• _Material_:

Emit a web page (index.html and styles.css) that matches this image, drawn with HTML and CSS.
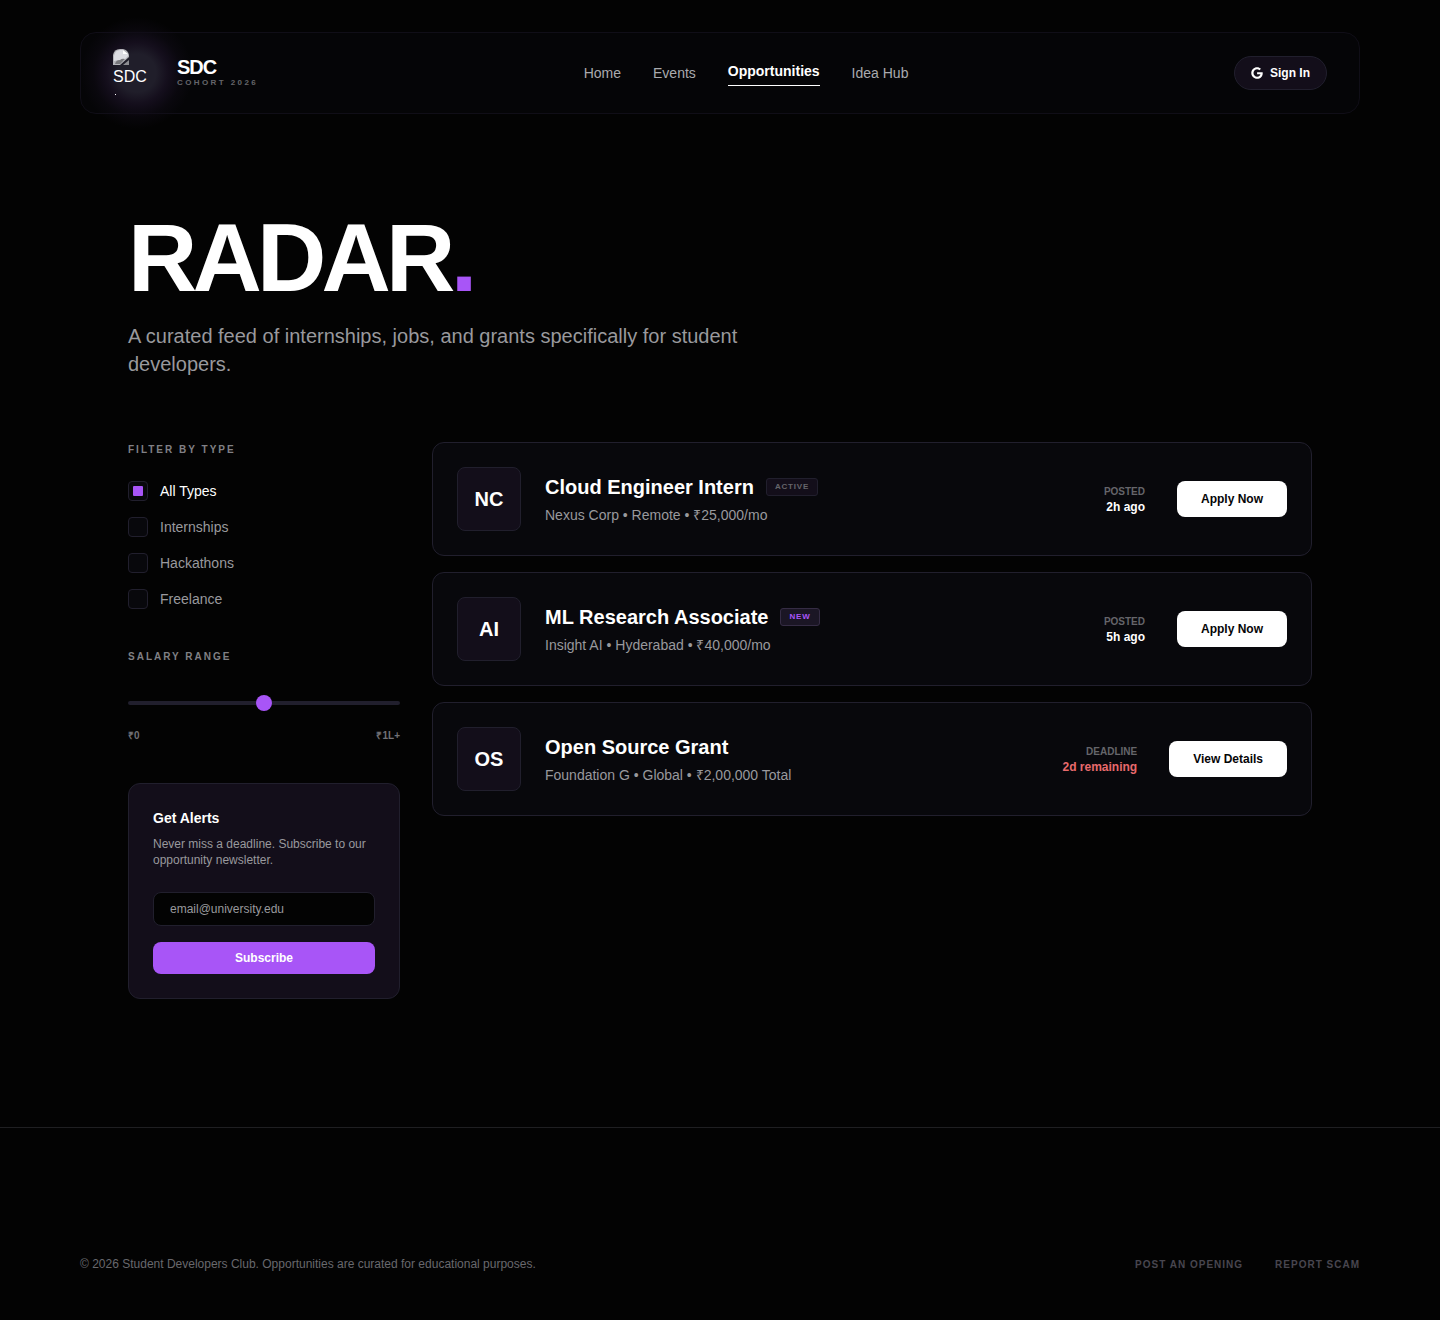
FILE: index.html
```html
<!DOCTYPE html>
<html lang="en">
<head>
    <meta charset="UTF-8">
    <meta name="viewport" content="width=device-width, initial-scale=1.0">
    <title>Radar | SDC</title>
    <link rel="stylesheet" href="styles.css">
</head>
<body>

    <header class="navbar">
        <a href="#" class="brand">
            <span class="brand-logo">
                <svg width="48" height="48" viewBox="0 0 48 48" aria-hidden="true">
                    <path d="M0 16V6Q1 0 7 0h3q5 1 6 6v2l-9 8z" fill="#b4b4b9"/>
                    <path d="M1 12V7q1-6 6-6h3v4h5v2l-5 5-5-1z" fill="#dcdce2"/>
                    <path d="M2 15q1-4 5-4 2-2 5-1l-5 5z" fill="#77777b"/>
                    <path d="M10 1v4h5z" fill="#fff"/>
                    <path d="M16 11v5h-6z" fill="#8d8d92"/>
                    <text x="0" y="33" class="brand-alt">SDC</text>
                    <rect x="2" y="45" width="1" height="1" fill="#fff"/>
                </svg>
            </span>
            <span class="brand-text">
                <span class="brand-name">SDC</span>
                <span class="brand-cohort">COHORT 2026</span>
            </span>
        </a>
        <nav class="nav-links">
            <a href="#">Home</a>
            <a href="#">Events</a>
            <a href="#" class="active">Opportunities</a>
            <a href="#">Idea Hub</a>
        </nav>
        <button class="sign-in">
            <svg width="12" height="12" viewBox="0 0 488 512" aria-hidden="true">
                <path fill="currentColor" d="M488 261.8C488 403.3 391.1 504 248 504 110.8 504 0 393.2 0 256S110.8 8 248 8c66.8 0 123 24.5 166.3 64.9l-67.5 64.9C258.5 52.6 94.3 116.6 94.3 256c0 86.5 69.1 156.6 153.7 156.6 98.2 0 135-70.4 140.8-106.9H248v-85.3h236.1c2.3 12.7 3.9 24.9 3.9 41.4z"/>
            </svg>
            Sign In
        </button>
    </header>

    <main>
        <section class="hero">
            <h1>RADAR<span class="dot">.</span></h1>
            <p>A curated feed of internships, jobs, and grants specifically for student developers.</p>
        </section>

        <div class="content">
            <aside class="sidebar">
                <fieldset class="filters">
                    <legend class="section-label">FILTER BY TYPE</legend>
                    <label class="filter"><input type="checkbox" checked><span>All Types</span></label>
                    <label class="filter"><input type="checkbox"><span>Internships</span></label>
                    <label class="filter"><input type="checkbox"><span>Hackathons</span></label>
                    <label class="filter"><input type="checkbox"><span>Freelance</span></label>
                </fieldset>

                <div class="salary">
                    <label for="salary-range" class="section-label">SALARY RANGE</label>
                    <input type="range" id="salary-range" min="0" max="100" value="50">
                    <div class="salary-limits">
                        <span>₹0</span>
                        <span>₹1L+</span>
                    </div>
                </div>

                <form class="alerts">
                    <h2>Get Alerts</h2>
                    <p>Never miss a deadline. Subscribe to our opportunity newsletter.</p>
                    <input type="email" aria-label="Email" placeholder="email@university.edu">
                    <button type="button">Subscribe</button>
                </form>
            </aside>

            <section class="jobs">
                <article class="job">
                    <div class="job-logo">NC</div>
                    <div class="job-info">
                        <div class="job-title">
                            <h3>Cloud Engineer Intern</h3>
                            <span class="badge">ACTIVE</span>
                        </div>
                        <p>Nexus Corp • Remote • ₹25,000/mo</p>
                    </div>
                    <div class="job-date">
                        <span>POSTED</span>
                        <strong>2h ago</strong>
                    </div>
                    <button class="job-button">Apply Now</button>
                </article>

                <article class="job">
                    <div class="job-logo">AI</div>
                    <div class="job-info">
                        <div class="job-title">
                            <h3>ML Research Associate</h3>
                            <span class="badge badge-new">NEW</span>
                        </div>
                        <p>Insight AI • Hyderabad • ₹40,000/mo</p>
                    </div>
                    <div class="job-date">
                        <span>POSTED</span>
                        <strong>5h ago</strong>
                    </div>
                    <button class="job-button">Apply Now</button>
                </article>

                <article class="job">
                    <div class="job-logo">OS</div>
                    <div class="job-info">
                        <div class="job-title">
                            <h3>Open Source Grant</h3>
                        </div>
                        <p>Foundation G • Global • ₹2,00,000 Total</p>
                    </div>
                    <div class="job-date urgent">
                        <span>DEADLINE</span>
                        <strong>2d remaining</strong>
                    </div>
                    <button class="job-button">View Details</button>
                </article>
            </section>
        </div>
    </main>

    <footer>
        <div class="footer-inner">
            <p>© 2026 Student Developers Club. Opportunities are curated for educational purposes.</p>
            <div class="footer-links">
                <a href="#">POST AN OPENING</a>
                <a href="#">REPORT SCAM</a>
            </div>
        </div>
    </footer>

</body>
</html>
```
FILE: styles.css
```css
:root {
    --bg: #030303;
    --card: #08080c;
    --panel: #130e1a;
    --border: #211f2d;
    --accent: #a855f7;
    --muted: #99999d;
    --dim: #65656a;
}

* {
    box-sizing: border-box;
    margin: 0;
    padding: 0;
}

body {
    background: var(--bg);
    color: #fff;
    font-family: "Liberation Sans", Arial, sans-serif;
    font-size: 14px;
    line-height: 20px;
    padding-top: 32px;
}

a {
    color: inherit;
    text-decoration: none;
}

button, input {
    font-family: inherit;
}

button {
    border: none;
    cursor: pointer;
    font-size: 12px;
    font-weight: bold;
    line-height: 16px;
}

/* Navbar */
.navbar {
    display: flex;
    justify-content: space-between;
    align-items: center;
    max-width: 1280px;
    margin: 0 auto;
    padding: 16px 32px;
    background: #050507;
    border: 1px solid #100e17;
    border-radius: 16px;
}

.brand {
    display: flex;
    align-items: center;
    gap: 16px;
}

.brand-logo {
    position: relative;
    width: 48px;
    height: 48px;
}

/* Glow behind the logo */
.brand-logo::before {
    content: "";
    position: absolute;
    inset: -32px;
    background: radial-gradient(closest-side, #201e2a 34%, #150f1d 54%, #110c18 62%, rgba(17, 12, 24, 0.4) 78%, transparent);
}

.brand-logo svg {
    display: block;
    position: relative;
}

.brand-alt {
    fill: #fff;
    font-size: 16px;
}

.brand-text {
    position: relative;
    display: flex;
    flex-direction: column;
}

.brand-name {
    font-size: 20px;
    font-weight: bold;
    line-height: 20px;
    letter-spacing: -1px;
}

.brand-cohort {
    color: var(--dim);
    font-size: 8px;
    font-weight: bold;
    line-height: 12px;
    letter-spacing: 0.3em;
}

.nav-links {
    display: flex;
    align-items: center;
    gap: 32px;
    color: #aaaaae;
}

.nav-links .active {
    color: #fff;
    font-weight: bold;
    padding-bottom: 4px;
    border-bottom: 1px solid #fff;
}

.sign-in {
    display: flex;
    align-items: center;
    gap: 7px;
    padding: 8px 16px;
    color: #fff;
    background: var(--panel);
    border: 1px solid var(--border);
    border-radius: 17px;
}

/* Hero */
main {
    max-width: 1280px;
    margin: 0 auto;
    padding: 96px 48px 128px;
}

.hero {
    margin-bottom: 64px;
}

.hero h1 {
    font-size: 96px;
    line-height: 96px;
    letter-spacing: -0.05em;
    margin-bottom: 16px;
}

.hero .dot {
    color: var(--accent);
}

.hero p {
    max-width: 672px;
    color: var(--muted);
    font-size: 20px;
    line-height: 28px;
}

.content {
    display: grid;
    grid-template-columns: repeat(12, 1fr);
    gap: 32px;
    align-items: start;
}

/* Sidebar */
.sidebar {
    grid-column: span 3;
    display: flex;
    flex-direction: column;
    gap: 40px;
}

.section-label {
    display: block;
    color: #808085;
    font-size: 10px;
    font-weight: bold;
    line-height: 15px;
    letter-spacing: 2px;
}

.filters {
    display: flex;
    flex-direction: column;
    gap: 16px;
    border: none;
}

.filters legend {
    margin-bottom: 24px;
}

.filter {
    display: flex;
    align-items: center;
    gap: 12px;
    color: var(--muted);
    cursor: pointer;
}

.filter:has(input:checked) {
    color: #fff;
}

.filter input {
    appearance: none;
    display: grid;
    place-items: center;
    width: 20px;
    height: 20px;
    background: var(--card);
    border: 1px solid var(--border);
    border-radius: 4px;
}

.filter input:checked::before {
    content: "";
    width: 10px;
    height: 10px;
    background: var(--accent);
    border-radius: 1px;
}

.salary input {
    appearance: none;
    display: block;
    width: 100%;
    height: 16px;
    margin: 31px 0 17px;
    background: transparent;
}

.salary input::-webkit-slider-runnable-track {
    height: 4px;
    background: var(--border);
    border-radius: 2px;
}

.salary input::-webkit-slider-thumb {
    appearance: none;
    width: 16px;
    height: 16px;
    margin-top: -6px;
    background: var(--accent);
    border-radius: 50%;
}

.salary-limits {
    display: flex;
    justify-content: space-between;
    color: #717176;
    font-size: 10px;
    font-weight: bold;
    line-height: 15px;
}

.alerts {
    display: flex;
    flex-direction: column;
    padding: 24px;
    background: var(--panel);
    border: 1px solid var(--border);
    border-radius: 12px;
}

.alerts h2 {
    font-size: 14px;
    line-height: 20px;
    margin-bottom: 8px;
}

.alerts p {
    color: var(--muted);
    font-size: 12px;
    line-height: 16px;
    margin-bottom: 24px;
}

.alerts input {
    width: 100%;
    height: 34px;
    padding: 8px 16px;
    margin-bottom: 16px;
    color: #fff;
    background: var(--bg);
    border: 1px solid var(--border);
    border-radius: 8px;
    font-size: 12px;
}

.alerts input::placeholder {
    color: var(--muted);
}

.alerts button {
    padding: 8px;
    color: #fff;
    background: var(--accent);
    border-radius: 8px;
}

/* Job list */
.jobs {
    grid-column: span 9;
    display: flex;
    flex-direction: column;
    gap: 16px;
}

.job {
    display: flex;
    align-items: center;
    padding: 24px;
    background: var(--card);
    border: 1px solid var(--border);
    border-radius: 12px;
}

.job-logo {
    display: flex;
    align-items: center;
    justify-content: center;
    width: 64px;
    height: 64px;
    margin-right: 24px;
    background: var(--panel);
    border: 1px solid var(--border);
    border-radius: 8px;
    font-size: 20px;
    font-weight: bold;
}

.job-info {
    flex: 1;
}

.job-title {
    display: flex;
    align-items: center;
    gap: 12px;
    margin-bottom: 4px;
}

.job-title h3 {
    font-size: 20px;
    line-height: 28px;
}

.job-info p {
    color: var(--muted);
}

.badge {
    padding: 2px 8px;
    color: var(--dim);
    background: var(--panel);
    border: 1px solid var(--border);
    border-radius: 3px;
    font-size: 8px;
    font-weight: bold;
    line-height: 12px;
    letter-spacing: 0.1em;
}

.badge-new {
    color: var(--accent);
    background: #1b1625;
    border-color: #352c44;
}

.job-date {
    display: flex;
    flex-direction: column;
    text-align: right;
    margin-right: 32px;
}

.job-date span {
    color: #65656a;
    font-size: 10px;
    font-weight: bold;
    line-height: 15px;
}

.job-date strong {
    font-size: 12px;
    line-height: 16px;
}

.job-date.urgent strong {
    color: #e86a6c;
}

.job-button {
    padding: 10px 24px;
    color: #050507;
    background: #fff;
    border-radius: 8px;
}

/* Footer */
footer {
    padding: 128px 48px 48px;
    border-top: 1px solid #1f1f22;
}

.footer-inner {
    display: flex;
    justify-content: space-between;
    align-items: baseline;
    max-width: 1280px;
    margin: 0 auto;
    color: #68686d;
    font-size: 12px;
    line-height: 16px;
}

.footer-links {
    display: flex;
    gap: 32px;
    color: #48464f;
    font-size: 10px;
    font-weight: bold;
    line-height: 15px;
    letter-spacing: 1px;
}
```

• _What needs to be done_: Whenever "index" turns up in a line, pick that line out.

• _Response to this exercise_:
Emit a web page (index.html and styles.css) that matches this image, drawn with HTML and CSS.
FILE: index.html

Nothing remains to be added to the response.